Thursday, March 27, 2014

The Invitatory (Psalm 95): Daily Mass Homily--Thursday, March 27th, 2014

           Does anyone know the importance of Psalm 95 in the Church’s liturgical prayer?  [No answer.]  Fr. Rich?  [Laughs, then says,] “We use it at Mass.”  Well that’s true, but it is an important part of daily prayer.
            Psalm 95 is used as the Invitatory prayer which begins the Liturgy of the Hours.  It is the prayer I pray when I first wake up in the morning.  To begin it we mark our forehead, mouth and heart with the sign of the cross (as we do before the Gospel at Mass) and say, “Lord, open my lips and my mouth shall proclaim your praise.”  It is worth reading this Psalm now:

            Come, let us sing to the Lord
                        and shout with joy to the Rock who saves us.
            Let us approach him with praise and thanksgiving
                        and sing joyful songs to the Lord.

            The Lord is God, the mighty God,
                        the great king over all the gods.
            He holds in his hands the depths of the earth
                        and the highest mountains as well.
            He made the sea; it belongs to him,
                        The dry land, too, for it was formed by his hands.

            Come, then, let us bow down and worship,
                        bending the knee before the Lord, our maker.
            For he is our God and we are his people,
                        the flock he shepherds.

            Today, listen to the voice of the Lord:
            Do not grow stubborn, as your fathers did
                        in the wilderness,
            when at Meriba and Massah
                        they challenged me and provoked me,
            Although they had seen all of my works.

            Forty years I endured that generation.
            I said, “They are a people whose hearts go astray
                        and they do not know my ways.”
            So I swore in my anger,
                        “They shall not enter into my rest.”

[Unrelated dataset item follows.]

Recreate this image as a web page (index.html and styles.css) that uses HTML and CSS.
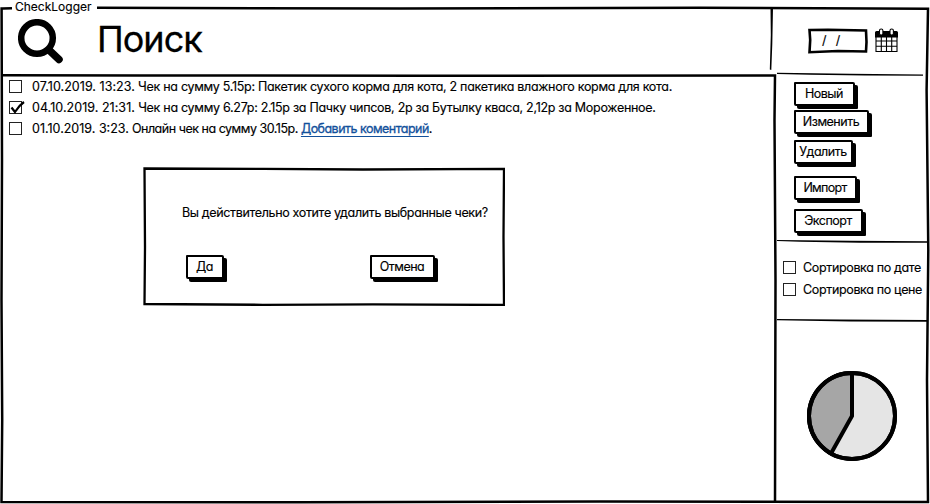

            So why does the Church ask bishops, priests, religious and lay faithful to begin the Liturgy of the Hours every day with Psalm 95?  Why not Psalm 23 or another?  I think it is because this Psalm can set the tone for a day.  It begins by praising God and reminds us first thing in the morning that it is God we serve.  And shouldn’t this be the first thought of our day?  Additionally, this Psalm directly confronts sin and it helps to remember our battle against sin throughout the day and especially at its beginning.
            Pray with Psalm 95.  Try praying it first thing in the morning to begin by praising God and asking for His help to avoid sin throughout the day.